If you have not read Accessible Mathematics by Steven Leinwand, stop reading my post, open up Amazon and get you a copy!!!  No, seriously.  I'll wait...

I wasn't kidding.  Order yourself a copy.  112 pages of pure genius at work in this book.  I read this book this summer.  I found myself saying "NO FREAKING WAY" lots in this book.  It is an easy read, but you will want to pause to think about what he says.  With that said...  Steven himself was utterly amazing.  I felt like a Baptist in a tent revival waving my white 'kercheif around saying, "Hallelujah, preach it, brother!"

He completely gets it.  He gets why our math programs suck.  He gets why we are screwing our kids up.  And he is out there trying to tell us we have screwed up.  He is my superhero.  He could have worn a cape and flown around the room, and that would still not have been as great as the info he shared.  He writes about 10 instructional shifts that need to take place.  I have picked my three favorite. But I am not going to spoil the ending.  You should have ordered the book by now.  When it arrives in a few days, read it.  These are my three favorite:
  1. Make "Why?", "How do you know?", "Can you explain?" classroom mantras.  [By the way, let's throw in "Does anyone else have something different?" in here, too]
  2. Embed the mathematics in realistic problems and real-world contexts.
  3. Take every available opportunity to support the development of number-sense.
Side notes or sticky notes wisdom from this day:
  • We need to build a classroom environment where is safe for our kids to take risks.  If they don't feel safe, number one above will never be possible.  
  • Be deliberate about everything you do.
  • Four areas to start the desperately needed change:
    • Curriculum (cut what you don't need)
    • Instruction (get better at questioning, planning, etc.)
    • Assessments
    • Professional Culture
  • insidemathematics.org
  • Google PISA released items
  • Google balance assessment library
  • Video tape yourself to give yourself feedback
  • Go visit other teachers while they teach.  Invite them to visit you
Next week sometime, I will be sharing this with my department.  I will ask them to start incorporating some of these changes because it is what is good for students.  It will take some time.  This will not be a sprint to the finish.  This will be a 1500 km race, not a 100 yard dash.  I will be there to model it and to support them.

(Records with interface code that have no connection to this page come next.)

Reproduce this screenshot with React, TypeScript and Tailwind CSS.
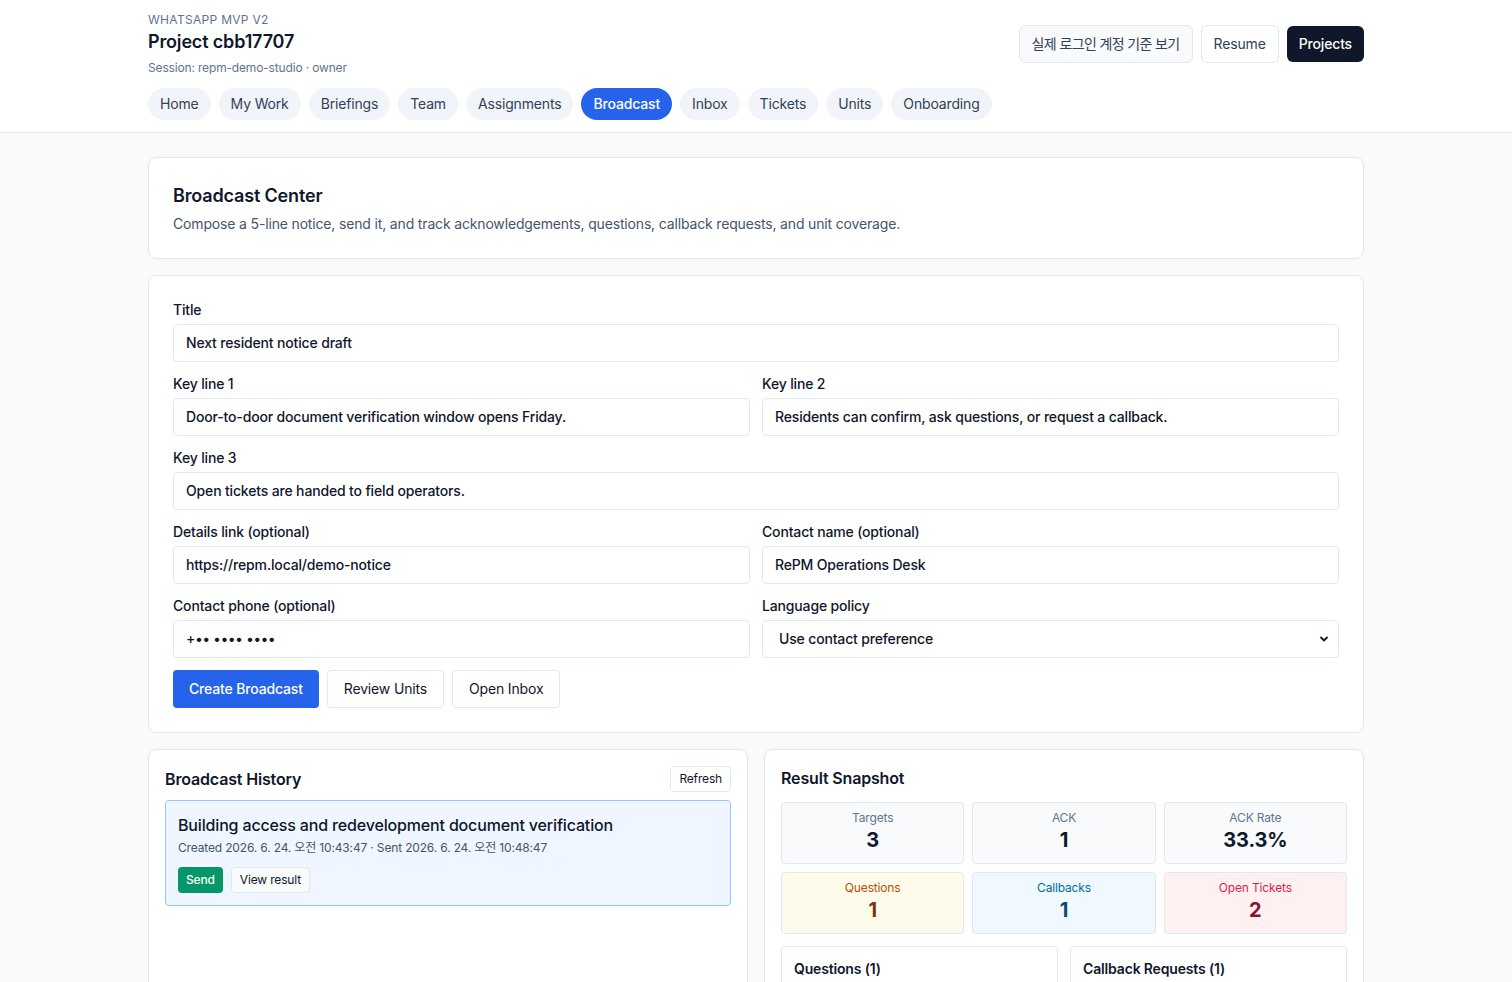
import React from 'react';

const navItems = ['Home', 'My Work', 'Briefings', 'Team', 'Assignments', 'Broadcast', 'Inbox', 'Tickets', 'Units', 'Onboarding'];

const Field: React.FC<{ label: string; value: string; select?: boolean }> = ({ label, value, select }) => (
    <div className="flex flex-col gap-1">
        <label className="text-sm font-medium text-slate-900">{label}</label>
        {select ? (
            <div className="flex items-center justify-between h-[38px] rounded border border-slate-200 bg-white pl-4 pr-2 text-sm font-medium text-slate-900">
                <span>{value}</span>
                <svg width="12" height="12" viewBox="0 0 12 12" fill="none" stroke="#111827" strokeWidth="1.8" strokeLinecap="round" strokeLinejoin="round">
                    <path d="M3 4.5l3 3 3-3" />
                </svg>
            </div>
        ) : (
            <div className="flex items-center h-[38px] rounded border border-slate-200 bg-white px-3 text-sm font-medium text-slate-900">
                {value}
            </div>
        )}
    </div>
);

const Stat: React.FC<{ label: string; value: string; tone: string; labelTone: string; valueTone: string }> = ({ label, value, tone, labelTone, valueTone }) => (
    <div className={`flex flex-col items-center h-[62px] pt-[7px] rounded border border-slate-200 ${tone}`}>
        <span className={`text-xs ${labelTone}`}>{label}</span>
        <span className={`text-xl font-bold leading-7 ${valueTone}`}>{value}</span>
    </div>
);

export default function App() {
    return (
        <div className="min-h-screen bg-[#f8fafc] text-slate-900 tracking-[-0.01em]" style={{ fontFamily: 'Inter, "Noto Sans CJK KR", sans-serif' }}>
            <header className="bg-white border-b border-slate-200">
                <div className="max-w-7xl mx-auto px-8 pt-3 pb-3">
                    <div className="flex items-start justify-between">
                        <div>
                            <div className="text-xs uppercase tracking-wide text-slate-500">WhatsApp MVP v2</div>
                            <h1 className="text-lg font-semibold leading-6 mt-[2px]">Project cbb17707</h1>
                            <div className="text-xs text-slate-500 mt-[6px]">Session: repm-demo-studio · owner</div>
                        </div>
                        <div className="flex gap-2 mt-[13px]">
                            <button className="h-[38px] px-3 rounded-md border border-slate-200 bg-[#f8fafc] text-sm text-slate-700 tracking-[-0.045em]">실제 로그인 계정 기준 보기</button>
                            <button className="h-[38px] px-3 rounded-md border border-slate-200 bg-white text-sm text-slate-700">Resume</button>
                            <button className="h-[36px] mt-[1px] px-3 rounded-md bg-[#0f172a] text-sm font-medium text-white">Projects</button>
                        </div>
                    </div>
                    <nav className="flex gap-2 mt-[12px]">
                        {navItems.map((item) => (
                            <span
                                key={item}
                                className={
                                    item === 'Broadcast'
                                        ? 'h-[32px] flex items-center px-3 rounded-full bg-[#2563eb] text-sm font-medium text-white'
                                        : 'h-[32px] flex items-center px-3 rounded-full bg-slate-100 text-sm text-slate-700'
                                }
                            >
                                {item}
                            </span>
                        ))}
                    </nav>
                </div>
            </header>

            <main className="max-w-7xl mx-auto px-8 pt-6 pb-10 flex flex-col gap-4">
                <section className="bg-white border border-slate-200 rounded-lg px-6 pt-6 pb-6">
                    <h2 className="text-lg font-semibold leading-7">Broadcast Center</h2>
                    <p className="text-sm text-slate-600 mt-1">
                        Compose a 5-line notice, send it, and track acknowledgements, questions, callback requests, and unit coverage.
                    </p>
                </section>

                <section className="bg-white border border-slate-200 rounded-lg p-6 flex flex-col gap-3">
                    <Field label="Title" value="Next resident notice draft" />
                    <div className="grid grid-cols-2 gap-3">
                        <Field label="Key line 1" value="Door-to-door document verification window opens Friday." />
                        <Field label="Key line 2" value="Residents can confirm, ask questions, or request a callback." />
                    </div>
                    <Field label="Key line 3" value="Open tickets are handed to field operators." />
                    <div className="grid grid-cols-2 gap-3">
                        <Field label="Details link (optional)" value="https://repm.local/demo-notice" />
                        <Field label="Contact name (optional)" value="RePM Operations Desk" />
                    </div>
                    <div className="grid grid-cols-2 gap-3">
                        <Field label="Contact phone (optional)" value="+•• •••• ••••" />
                        <Field label="Language policy" value="Use contact preference" select />
                    </div>
                    <div className="flex gap-2">
                        <button className="h-[38px] px-4 rounded bg-[#2563eb] text-sm font-medium text-white">Create Broadcast</button>
                        <button className="h-[38px] px-4 rounded border border-slate-200 bg-white text-sm text-slate-900">Review Units</button>
                        <button className="h-[38px] px-4 rounded border border-slate-200 bg-white text-sm text-slate-900">Open Inbox</button>
                    </div>
                </section>

                <div className="grid grid-cols-2 gap-4">
                    <section className="bg-white border border-slate-200 rounded-lg p-4">
                        <div className="flex items-center justify-between">
                            <h3 className="text-base font-semibold">Broadcast History</h3>
                            <button className="h-[26px] px-2 rounded border border-slate-200 bg-white text-xs text-slate-900">Refresh</button>
                        </div>
                        <div className="mt-2 rounded border border-[#93c5fd] bg-[#eff6ff] px-3 pt-3 pb-3">
                            <div className="text-base font-medium text-slate-900">Building access and redevelopment document verification</div>
                            <div className="text-xs text-slate-600 mt-[3px]">
                                Created 2026. 6. 24. 오전 10:43:47 · Sent 2026. 6. 24. 오전 10:48:47
                            </div>
                            <div className="flex gap-2 mt-[11px]">
                                <button className="h-[26px] px-2 rounded bg-[#059669] text-xs font-medium text-white">Send</button>
                                <button className="h-[26px] px-2 rounded border border-slate-200 bg-[#f8fafc] text-xs text-slate-900">View result</button>
                            </div>
                        </div>
                    </section>

                    <section className="bg-white border border-slate-200 rounded-lg p-4">
                        <h3 className="text-base font-semibold">Result Snapshot</h3>
                        <div className="grid grid-cols-3 gap-2 mt-3">
                            <Stat label="Targets" value="3" tone="bg-[#f8fafc]" labelTone="text-slate-500" valueTone="text-slate-900" />
                            <Stat label="ACK" value="1" tone="bg-[#f8fafc]" labelTone="text-slate-500" valueTone="text-slate-900" />
                            <Stat label="ACK Rate" value="33.3%" tone="bg-[#f8fafc]" labelTone="text-slate-500" valueTone="text-slate-900" />
                            <Stat label="Questions" value="1" tone="bg-[#fffbeb]" labelTone="text-[#b45309]" valueTone="text-[#78350f]" />
                            <Stat label="Callbacks" value="1" tone="bg-[#f0f9ff]" labelTone="text-[#0369a1]" valueTone="text-[#0c4a6e]" />
                            <Stat label="Open Tickets" value="2" tone="bg-[#fff1f2]" labelTone="text-[#e11d48]" valueTone="text-[#881337]" />
                        </div>
                        <div className="grid grid-cols-2 gap-3 mt-3">
                            <div className="rounded border border-slate-200 bg-white p-3">
                                <h4 className="text-sm font-semibold">Questions (1)</h4>
                                <div className="text-xs text-slate-600 mt-2">Unit 102 · When does the verification window close?</div>
                            </div>
                            <div className="rounded border border-slate-200 bg-white p-3">
                                <h4 className="text-sm font-semibold">Callback Requests (1)</h4>
                                <div className="text-xs text-slate-600 mt-2">Unit 204 · Requested a call this afternoon.</div>
                            </div>
                        </div>
                    </section>
                </div>
            </main>
        </div>
    );
}
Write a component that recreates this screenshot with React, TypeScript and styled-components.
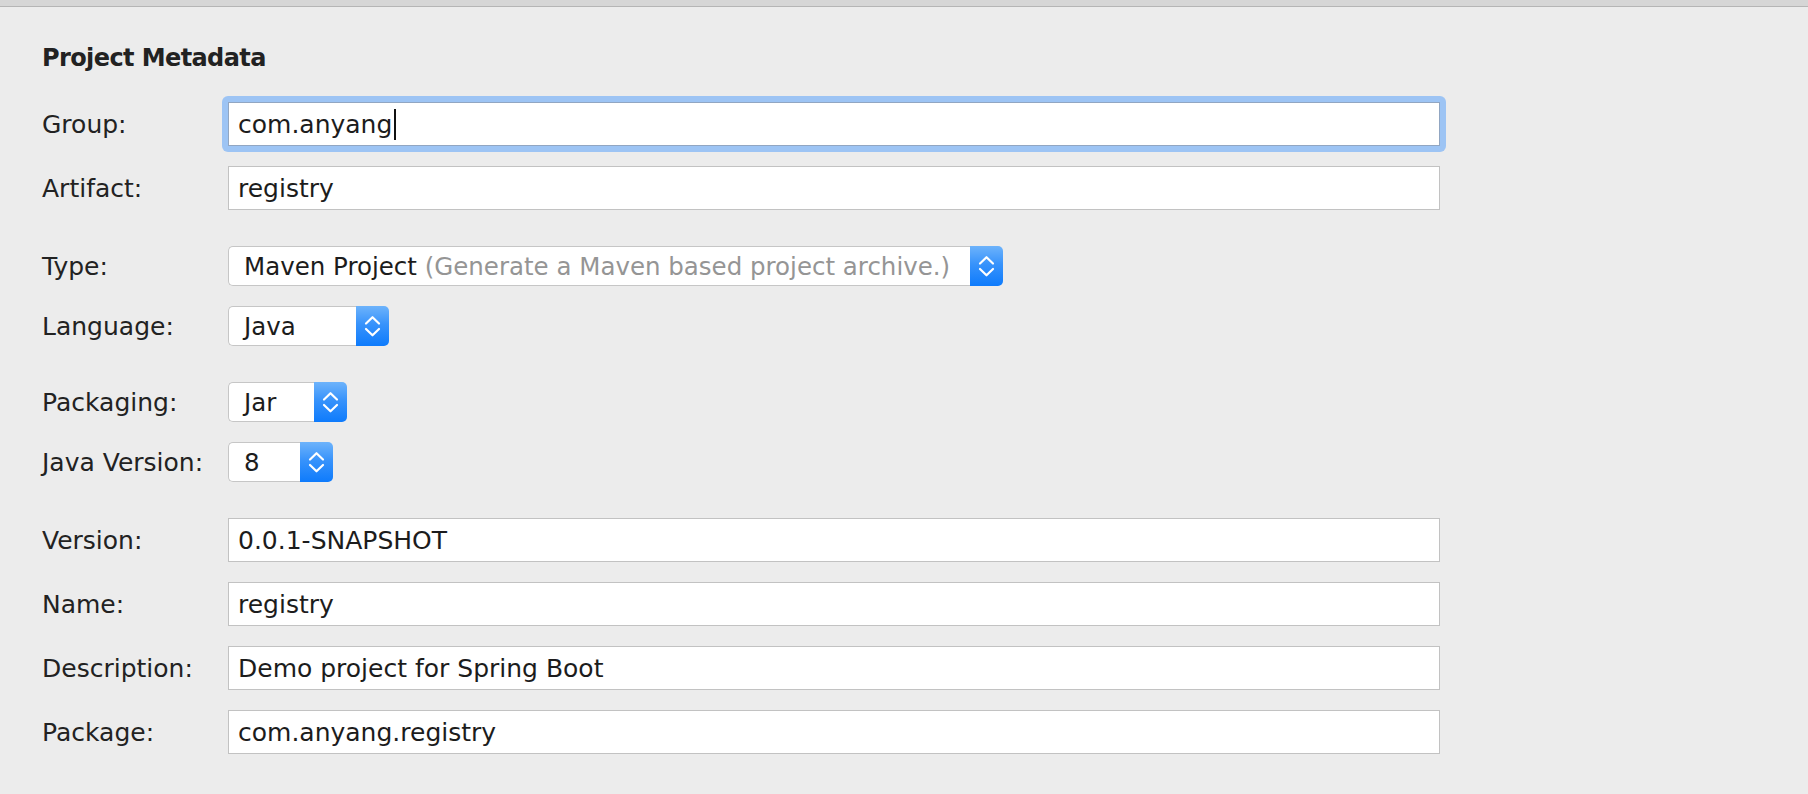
import React from "react";
import styled, { createGlobalStyle } from "styled-components";

const GlobalStyle = createGlobalStyle`
  html, body {
    margin: 0;
    padding: 0;
    background: #ececec;
  }
  body {
    font-family: "DejaVu Sans", "Liberation Sans", sans-serif;
    color: #222;
  }
`;

const Page = styled.div`
  min-height: 100vh;
  display: flex;
  flex-direction: column;
  background: #ececec;
`;

const TopBar = styled.div`
  height: 6px;
  background: #d6d6d6;
  border-bottom: 1px solid #b5b5b5;
`;

const Content = styled.div`
  display: flex;
  flex-direction: column;
  padding: 38px 0 0 42px;
`;

const Title = styled.h2`
  margin: 0 0 30px 0;
  font-size: 24px;
  line-height: 27px;
  font-weight: bold;
  letter-spacing: -0.6px;
  color: #222;
`;

const Sections = styled.div`
  display: flex;
  flex-direction: column;
  gap: 36px;
`;

const Section = styled.div`
  display: flex;
  flex-direction: column;
  gap: 20px;
`;

const Row = styled.div`
  display: flex;
  align-items: center;
`;

const Label = styled.div`
  width: 186px;
  font-size: 25px;
  color: #222;
  white-space: nowrap;
`;

const FocusRing = styled.div`
  display: flex;
  padding: 6px;
  margin: -6px;
  border-radius: 6px;
  background: #9dc4f4;
`;

const Field = styled.div<{ $focused?: boolean }>`
  box-sizing: border-box;
  width: 1212px;
  height: 44px;
  display: flex;
  align-items: center;
  padding: 0 9px;
  background: #fff;
  border: 1px solid ${(p) => (p.$focused ? "#91a6c2" : "#c2c2c2")};
  font-size: 25px;
  color: #1c1c1c;
  white-space: nowrap;
`;

const Caret = styled.span`
  display: inline-block;
  width: 2px;
  height: 31px;
  margin-left: 2px;
  background: #111;
`;

const SelectBox = styled.div<{ $w: number }>`
  display: flex;
  width: ${(p) => p.$w}px;
  height: 40px;
`;

const SelectValue = styled.div`
  flex: 1;
  box-sizing: border-box;
  display: flex;
  align-items: center;
  padding-left: 15px;
  background: #fff;
  border: 1px solid #c6c6c6;
  border-right: none;
  border-radius: 5px 0 0 5px;
  font-size: 24.5px;
  color: #1c1c1c;
  white-space: nowrap;
  overflow: hidden;
`;

const Hint = styled.span`
  color: #959595;
`;

const SelectButton = styled.div`
  width: 33px;
  flex: none;
  border-radius: 0 5px 5px 0;
  background: linear-gradient(#6db3fb 0%, #3893fb 45%, #0e7bfc 100%);
  display: flex;
  align-items: center;
  justify-content: center;
`;

const Chevrons = () => (
  <svg width="33" height="40" viewBox="0 0 33 40" fill="none">
    <path
      d="M10 17.5 L16.5 11.2 L23 17.5"
      stroke="#fff"
      strokeWidth="2.2"
      strokeLinecap="round"
      strokeLinejoin="round"
    />
    <path
      d="M10 23 L16.5 29.3 L23 23"
      stroke="#fff"
      strokeWidth="2.2"
      strokeLinecap="round"
      strokeLinejoin="round"
    />
  </svg>
);

const TextRow = ({
  label,
  value,
  focused,
}: {
  label: string;
  value: string;
  focused?: boolean;
}) => (
  <Row>
    <Label>{label}</Label>
    {focused ? (
      <FocusRing>
        <Field $focused>
          {value}
          <Caret />
        </Field>
      </FocusRing>
    ) : (
      <Field>{value}</Field>
    )}
  </Row>
);

const SelectRow = ({
  label,
  value,
  hint,
  width,
}: {
  label: string;
  value: string;
  hint?: string;
  width: number;
}) => (
  <Row>
    <Label>{label}</Label>
    <SelectBox $w={width}>
      <SelectValue>
        {value}
        {hint && <Hint>&nbsp;{hint}</Hint>}
      </SelectValue>
      <SelectButton>
        <Chevrons />
      </SelectButton>
    </SelectBox>
  </Row>
);

export default function App() {
  return (
    <>
      <GlobalStyle />
      <Page>
        <TopBar />
        <Content>
          <Title>Project Metadata</Title>
          <Sections>
            <Section>
              <TextRow label="Group:" value="com.anyang" focused />
              <TextRow label="Artifact:" value="registry" />
            </Section>
            <Section>
              <SelectRow
                label="Type:"
                value="Maven Project"
                hint="(Generate a Maven based project archive.)"
                width={775}
              />
              <SelectRow label="Language:" value="Java" width={161} />
            </Section>
            <Section>
              <SelectRow label="Packaging:" value="Jar" width={119} />
              <SelectRow label="Java Version:" value="8" width={105} />
            </Section>
            <Section>
              <TextRow label="Version:" value="0.0.1-SNAPSHOT" />
              <TextRow label="Name:" value="registry" />
              <TextRow label="Description:" value="Demo project for Spring Boot" />
              <TextRow label="Package:" value="com.anyang.registry" />
            </Section>
          </Sections>
        </Content>
      </Page>
    </>
  );
}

Math classes today can no longer be taught in the "sit down, shut up, and learn this" method.  It is not effective.  Let me rephrase that.  It. Is. Not. Effective.  For those teachers who are ready, I will ask them to read a copy of the book.  For those who say they don't have enough time, I will ask them to watch someone who does and who is trying out the strategies in the book.  Being mediocre at teaching math is a battle.  I have suited up and am prepared to conquer the ineffectiveness in my own classroom, in my school, and in my district.  

My students have no idea what they are going to walk in on Wednesday when school starts.  May God have mercy on them.  And for the love all that is holy, order the darn book already!